As I said in February, this fact would profoundly embarrass Obama if the e-mails were publicly disclosed. Hundreds of times, despite Clinton’s indignant insistence that she never sent or received classified information, the State Department has had to concede that her e-mails must be redacted or withheld from public disclosure because they contain information that is patently classified. But this is not a concession the administration is willing to make regarding Obama’s e-mails.
 
That is why, as I argued in February, Obama is trying to get away with the vaporous claim that presidential communications must be kept confidential. He does not want to say “executive privilege” because that sounds too much like Nixon.
 
More important, the only other alternative is to designate the e-mails as classified. That would be tantamount to an admission that Obama engaged in the same violation of law as Clinton. Again, this is why the prosecution of Mrs. Clinton never had a chance of happening. It also explains why, in his public statements about the matter, Obama insisted that Clinton’s e-mailing of classified information did not harm national security.
 
It is why Obama, in stark contrast to his aforementioned executive order, made public statements pooh-poohing the fact that federal law forbids the mishandling of any intelligence secret. (“There’s classified, and then there’s classified,” he said, so cavalierly.) He had to take this position because he had himself effectively endorsed the practice of high-level communications through non-secure channels.
 
This is also why the Justice Department and the FBI effectively rewrote the relevant criminal statute in order to avoid applying it to Clinton. In his public statements about Clinton, Obama has stressed that she is an exemplary public servant who would never intentionally harm the United States.
 
In rationalizing their decision not to indict Clinton, Justice Department officials (in leaks to the Washington Post) and the FBI director (in his press conference and congressional testimony) similarly stressed the lack of proof that she intended to harm the United States. As I’ve repeatedly pointed out, however, the operative criminal statute does not call for proof of intent to harm the United States.
 
It merely requires proof of gross negligence.
 
This is entirely lawful and appropriate, since we’re talking about a law that can apply only to government officials who have a special duty to preserve secrecy and who have been schooled in the proper handling of classified information.
 
Yet the Justice Department frivolously suggested that applying the law exactly the way it is written — something the Justice Department routinely tells judges they must do — would, in Clinton’s case, potentially raise constitutional problems.
 
Alas, the Justice Department and the FBI have to take that indefensible position here. Otherwise, Clinton would not be the only one in legal jeopardy. I will end with what I said eight months ago:
 
To summarize, we have a situation in which
 
(a) Obama knowingly communicated with Clinton over a non-government, non-secure e-mail system;
(b) Obama and Clinton almost certainly discussed matters that are automatically deemed classified under the president’s own guidelines; and
(c) at least one high-ranking government official (Petraeus) has been prosecuted because he failed to maintain the security of highly sensitive intelligence that included policy-related conversations with Obama.
 
From these facts and circumstances, we must deduce that it is possible, if not highly likely, that President Obama himself has been grossly negligent in handling classified information. That is why the Clinton e-mail scandal never had a chance of leading to criminal charges.
  
Source:  http://www.nationalreview.com/article/440380/obama-email-alias-clinton-why-fbi-didnt-prosecute-hillary
 
VIA http://www.israpundit.org/archives/63618052




Obama found to have used pseudonym on Hillary's private server, after telling us he knew nothing about it

Sputnik News - An FBI file dump from the investigation into Clinton’s emails exposes that President Obama lied about not knowing about Hillary’s private server.
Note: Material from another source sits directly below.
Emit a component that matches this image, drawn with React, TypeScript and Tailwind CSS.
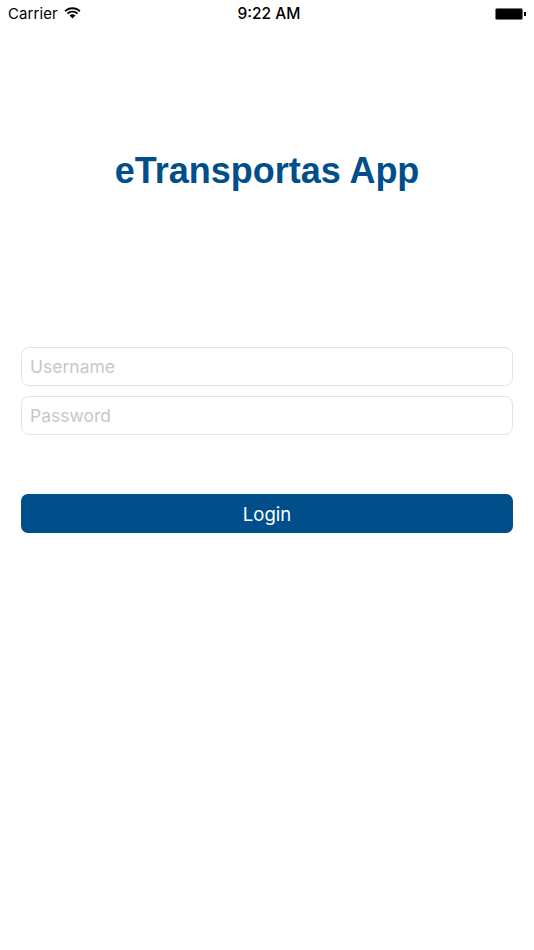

Obama jeopardized US national security by using a pseudonym to exchange secret messages with Hillary Clinton while she was Secretary of State.  This has been determined by investigators.

This finding reveals that the White House has repeatedly lied about being in the dark regarding Clinton’s email arrangement and raising the question whether the sitting US President may himself have legal liability for mishandling state secrets.


According to the nearly 200 pages released by the FBI on Friday, buried during the low point of the news cycle when media outlets have limited reporters on hand to ask question and the nation remains distracted with terror, the protests in Charlotte, and the first presidential debate on Monday, President Obama knowingly used a pseudonym when sending or receiving emails through Hillary’s private server.
 
Hillary’s top aide, Huma Abedin, reportedly expressed horror upon learning that the email chain was coming from the US President having first noticed Clinton’s exchanges with an unrecognized sender on June 28, 2012 – in the last year of Hillary’s term as Secretary of State. "Once informed that the sender’s name is believed to be [a] pseudonym used by the president, Abedin exclaimed: ‘How is this not classified?’" the report details.
  
According to Politico, the US State Department refuses to release the email exchanges between President Obama and former Secretary of State Hillary Clinton citing "presidential communications privilege," a variation of executive privilege that provides an exemption from the Freedom of Information Act.
 
The fact that the documents are deemed too sensitive by both the State Department and the White House for release to the public it begs the question why these documents were nonetheless suitable for placement on a unsecured email server that FBI Director James Comey explained before Congress lacked even the security protections one would expect from a commercial email server such as "Gmail."
 
The files from the FBI also shows that an employee at Platte River Networks discussed a change in the document retention policy regarding Clinton’s email server calling it the “Hillary Cover-Up Operation” which along with social media discoveries of an IT staffer researching how to mask files by asking in a discussion board point to the “intent” which the FBI previously suggested was lacking in deciding against pursuing charges against Hillary Clinton.
 
"The fact that an IT staffer maintaining Clinton’s secret server called a new retention policy designed to delete emails after 60 days a ‘Hillary cover-up operation’ suggests there was a concerted effort to systematically destroy potentially incriminating information," said Jason Miller, senior communications advisor for the Trump campaign in response to the FBI document release.